Description of the task: Report all lines holding "index".

===== Data extract =====

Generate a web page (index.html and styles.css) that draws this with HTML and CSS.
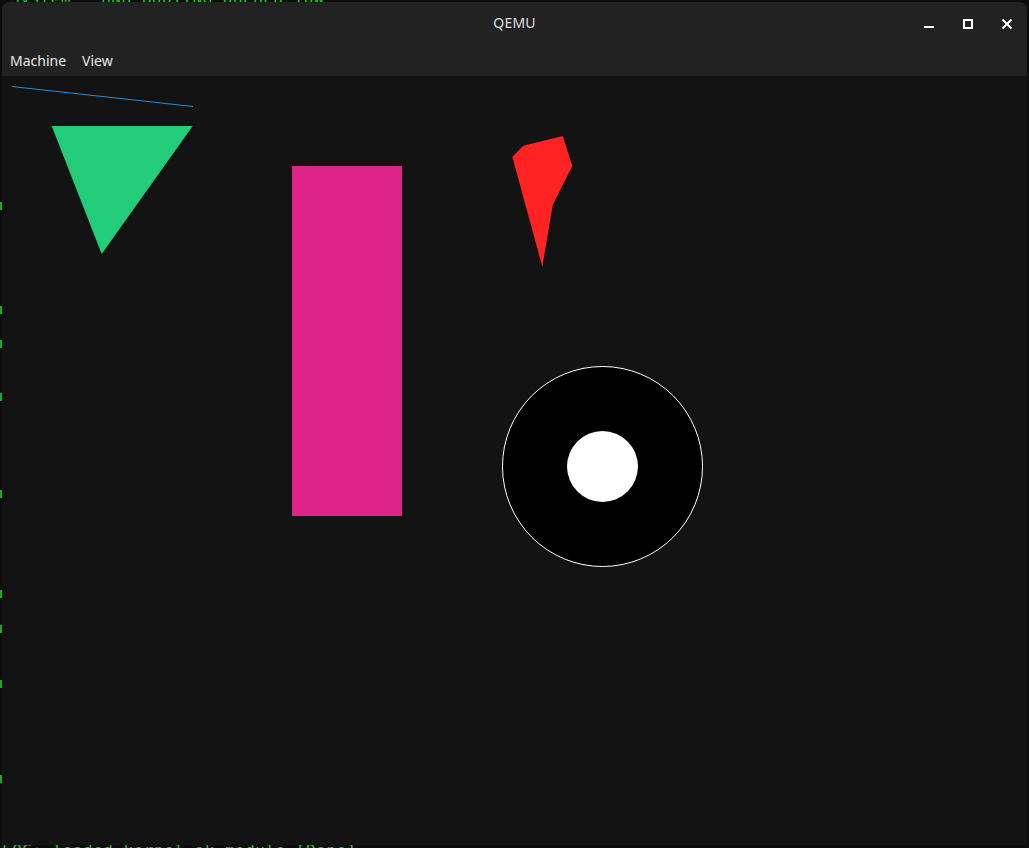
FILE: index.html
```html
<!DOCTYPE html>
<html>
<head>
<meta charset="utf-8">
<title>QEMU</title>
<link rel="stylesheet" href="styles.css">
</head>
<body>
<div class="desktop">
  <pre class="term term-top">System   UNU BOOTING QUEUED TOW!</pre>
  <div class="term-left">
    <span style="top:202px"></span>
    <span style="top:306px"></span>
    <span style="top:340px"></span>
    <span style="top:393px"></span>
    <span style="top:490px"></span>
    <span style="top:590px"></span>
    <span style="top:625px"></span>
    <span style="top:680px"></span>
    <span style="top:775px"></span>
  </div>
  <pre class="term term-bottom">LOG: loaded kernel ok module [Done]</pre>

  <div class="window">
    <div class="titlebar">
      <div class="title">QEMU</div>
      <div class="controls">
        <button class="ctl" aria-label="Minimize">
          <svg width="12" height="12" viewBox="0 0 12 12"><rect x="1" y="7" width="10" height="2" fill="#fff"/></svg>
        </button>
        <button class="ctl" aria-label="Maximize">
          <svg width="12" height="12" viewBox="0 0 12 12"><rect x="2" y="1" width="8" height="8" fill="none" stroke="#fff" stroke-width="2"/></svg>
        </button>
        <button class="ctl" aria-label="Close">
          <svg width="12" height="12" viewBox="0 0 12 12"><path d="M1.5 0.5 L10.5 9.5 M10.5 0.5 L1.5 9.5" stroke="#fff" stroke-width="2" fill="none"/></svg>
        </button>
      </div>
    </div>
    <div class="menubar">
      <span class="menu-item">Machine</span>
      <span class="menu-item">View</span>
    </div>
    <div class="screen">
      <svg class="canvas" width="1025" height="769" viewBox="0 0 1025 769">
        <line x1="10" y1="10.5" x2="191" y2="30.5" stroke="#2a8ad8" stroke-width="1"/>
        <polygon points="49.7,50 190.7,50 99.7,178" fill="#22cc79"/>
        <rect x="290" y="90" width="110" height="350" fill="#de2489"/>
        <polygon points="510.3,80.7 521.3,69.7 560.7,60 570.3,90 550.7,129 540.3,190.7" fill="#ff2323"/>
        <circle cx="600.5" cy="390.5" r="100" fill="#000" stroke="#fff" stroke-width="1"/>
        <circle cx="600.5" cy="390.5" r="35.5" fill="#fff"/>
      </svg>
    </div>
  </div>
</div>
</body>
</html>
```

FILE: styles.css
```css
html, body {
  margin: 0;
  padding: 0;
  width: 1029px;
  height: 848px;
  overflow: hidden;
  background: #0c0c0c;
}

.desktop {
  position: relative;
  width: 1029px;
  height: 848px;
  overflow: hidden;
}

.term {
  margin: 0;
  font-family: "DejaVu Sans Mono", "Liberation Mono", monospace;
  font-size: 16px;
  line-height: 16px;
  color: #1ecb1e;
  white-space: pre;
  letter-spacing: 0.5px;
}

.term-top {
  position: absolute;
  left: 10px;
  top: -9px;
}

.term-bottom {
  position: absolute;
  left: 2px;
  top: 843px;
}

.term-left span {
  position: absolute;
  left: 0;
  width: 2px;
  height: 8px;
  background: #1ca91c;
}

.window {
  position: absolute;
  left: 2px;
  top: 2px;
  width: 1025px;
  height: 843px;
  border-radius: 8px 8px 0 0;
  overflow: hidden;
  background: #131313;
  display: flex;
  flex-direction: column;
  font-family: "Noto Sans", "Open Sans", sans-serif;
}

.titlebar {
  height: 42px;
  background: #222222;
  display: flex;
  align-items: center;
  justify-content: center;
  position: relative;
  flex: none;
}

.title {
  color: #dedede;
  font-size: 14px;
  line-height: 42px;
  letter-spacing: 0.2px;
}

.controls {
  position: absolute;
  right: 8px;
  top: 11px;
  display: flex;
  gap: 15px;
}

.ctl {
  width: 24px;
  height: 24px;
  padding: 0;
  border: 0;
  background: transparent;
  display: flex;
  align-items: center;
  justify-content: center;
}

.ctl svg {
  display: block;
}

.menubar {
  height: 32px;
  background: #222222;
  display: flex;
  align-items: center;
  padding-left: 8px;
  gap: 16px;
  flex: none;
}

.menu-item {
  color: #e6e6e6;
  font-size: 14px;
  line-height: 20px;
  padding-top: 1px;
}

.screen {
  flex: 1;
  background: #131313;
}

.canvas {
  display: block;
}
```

=====

Response to the task:
Generate a web page (index.html and styles.css) that draws this with HTML and CSS.
FILE: index.html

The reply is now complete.